— Start SUPPLIED DATA —

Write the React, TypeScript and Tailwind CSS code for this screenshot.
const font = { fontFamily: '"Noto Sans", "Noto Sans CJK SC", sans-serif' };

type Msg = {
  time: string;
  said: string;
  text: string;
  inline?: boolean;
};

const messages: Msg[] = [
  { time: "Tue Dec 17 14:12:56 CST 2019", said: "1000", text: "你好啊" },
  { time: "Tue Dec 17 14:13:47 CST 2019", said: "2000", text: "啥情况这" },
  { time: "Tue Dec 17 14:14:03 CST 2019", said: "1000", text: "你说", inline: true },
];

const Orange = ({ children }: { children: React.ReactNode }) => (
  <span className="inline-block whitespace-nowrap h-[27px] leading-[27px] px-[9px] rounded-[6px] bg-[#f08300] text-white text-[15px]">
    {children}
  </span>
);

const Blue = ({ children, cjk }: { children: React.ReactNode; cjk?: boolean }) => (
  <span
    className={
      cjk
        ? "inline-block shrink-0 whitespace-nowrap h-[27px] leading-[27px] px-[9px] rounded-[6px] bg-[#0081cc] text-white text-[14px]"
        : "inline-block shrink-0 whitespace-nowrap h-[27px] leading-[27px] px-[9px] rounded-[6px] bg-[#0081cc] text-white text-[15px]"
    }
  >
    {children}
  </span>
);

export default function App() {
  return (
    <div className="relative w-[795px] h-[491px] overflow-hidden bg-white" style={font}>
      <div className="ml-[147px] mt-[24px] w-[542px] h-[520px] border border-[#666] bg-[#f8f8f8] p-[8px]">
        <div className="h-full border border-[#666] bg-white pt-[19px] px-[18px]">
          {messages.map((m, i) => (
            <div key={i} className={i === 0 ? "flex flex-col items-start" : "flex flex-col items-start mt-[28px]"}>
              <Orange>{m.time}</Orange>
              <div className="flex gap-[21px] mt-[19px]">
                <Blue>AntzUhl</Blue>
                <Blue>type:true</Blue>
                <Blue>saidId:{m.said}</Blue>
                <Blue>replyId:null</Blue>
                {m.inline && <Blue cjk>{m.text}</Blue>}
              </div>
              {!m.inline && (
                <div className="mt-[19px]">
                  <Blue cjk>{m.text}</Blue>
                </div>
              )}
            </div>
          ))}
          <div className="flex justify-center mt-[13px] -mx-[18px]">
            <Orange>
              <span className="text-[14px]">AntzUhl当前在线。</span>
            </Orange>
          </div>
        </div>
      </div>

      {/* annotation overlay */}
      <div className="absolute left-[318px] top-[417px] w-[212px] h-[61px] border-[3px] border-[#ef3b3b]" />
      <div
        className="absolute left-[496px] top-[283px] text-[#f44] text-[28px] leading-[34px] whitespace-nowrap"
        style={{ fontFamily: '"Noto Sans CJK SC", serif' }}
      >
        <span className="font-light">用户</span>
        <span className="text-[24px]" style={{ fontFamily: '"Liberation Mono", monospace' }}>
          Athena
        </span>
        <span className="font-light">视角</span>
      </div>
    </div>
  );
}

— End SUPPLIED DATA —

- [WORK REQUIRED]
Extract each line of the listing above, copying it word for word.

- [OUTPUT OF THE EXERCISE]
Write the React, TypeScript and Tailwind CSS code for this screenshot.
const font = { fontFamily: '"Noto Sans", "Noto Sans CJK SC", sans-serif' };

type Msg = {
  time: string;
  said: string;
  text: string;
  inline?: boolean;
};

const messages: Msg[] = [
  { time: "Tue Dec 17 14:12:56 CST 2019", said: "1000", text: "你好啊" },
  { time: "Tue Dec 17 14:13:47 CST 2019", said: "2000", text: "啥情况这" },
  { time: "Tue Dec 17 14:14:03 CST 2019", said: "1000", text: "你说", inline: true },
];

const Orange = ({ children }: { children: React.ReactNode }) => (
  <span className="inline-block whitespace-nowrap h-[27px] leading-[27px] px-[9px] rounded-[6px] bg-[#f08300] text-white text-[15px]">
    {children}
  </span>
);

const Blue = ({ children, cjk }: { children: React.ReactNode; cjk?: boolean }) => (
  <span
    className={
      cjk
        ? "inline-block shrink-0 whitespace-nowrap h-[27px] leading-[27px] px-[9px] rounded-[6px] bg-[#0081cc] text-white text-[14px]"
        : "inline-block shrink-0 whitespace-nowrap h-[27px] leading-[27px] px-[9px] rounded-[6px] bg-[#0081cc] text-white text-[15px]"
    }
  >
    {children}
  </span>
);

export default function App() {
  return (
    <div className="relative w-[795px] h-[491px] overflow-hidden bg-white" style={font}>
      <div className="ml-[147px] mt-[24px] w-[542px] h-[520px] border border-[#666] bg-[#f8f8f8] p-[8px]">
        <div className="h-full border border-[#666] bg-white pt-[19px] px-[18px]">
          {messages.map((m, i) => (
            <div key={i} className={i === 0 ? "flex flex-col items-start" : "flex flex-col items-start mt-[28px]"}>
              <Orange>{m.time}</Orange>
              <div className="flex gap-[21px] mt-[19px]">
                <Blue>AntzUhl</Blue>
                <Blue>type:true</Blue>
                <Blue>saidId:{m.said}</Blue>
                <Blue>replyId:null</Blue>
                {m.inline && <Blue cjk>{m.text}</Blue>}
              </div>
              {!m.inline && (
                <div className="mt-[19px]">
                  <Blue cjk>{m.text}</Blue>
                </div>
              )}
            </div>
          ))}
          <div className="flex justify-center mt-[13px] -mx-[18px]">
            <Orange>
              <span className="text-[14px]">AntzUhl当前在线。</span>
            </Orange>
          </div>
        </div>
      </div>

      {/* annotation overlay */}
      <div className="absolute left-[318px] top-[417px] w-[212px] h-[61px] border-[3px] border-[#ef3b3b]" />
      <div
        className="absolute left-[496px] top-[283px] text-[#f44] text-[28px] leading-[34px] whitespace-nowrap"
        style={{ fontFamily: '"Noto Sans CJK SC", serif' }}
      >
        <span className="font-light">用户</span>
        <span className="text-[24px]" style={{ fontFamily: '"Liberation Mono", monospace' }}>
          Athena
        </span>
        <span className="font-light">视角</span>
      </div>
    </div>
  );
}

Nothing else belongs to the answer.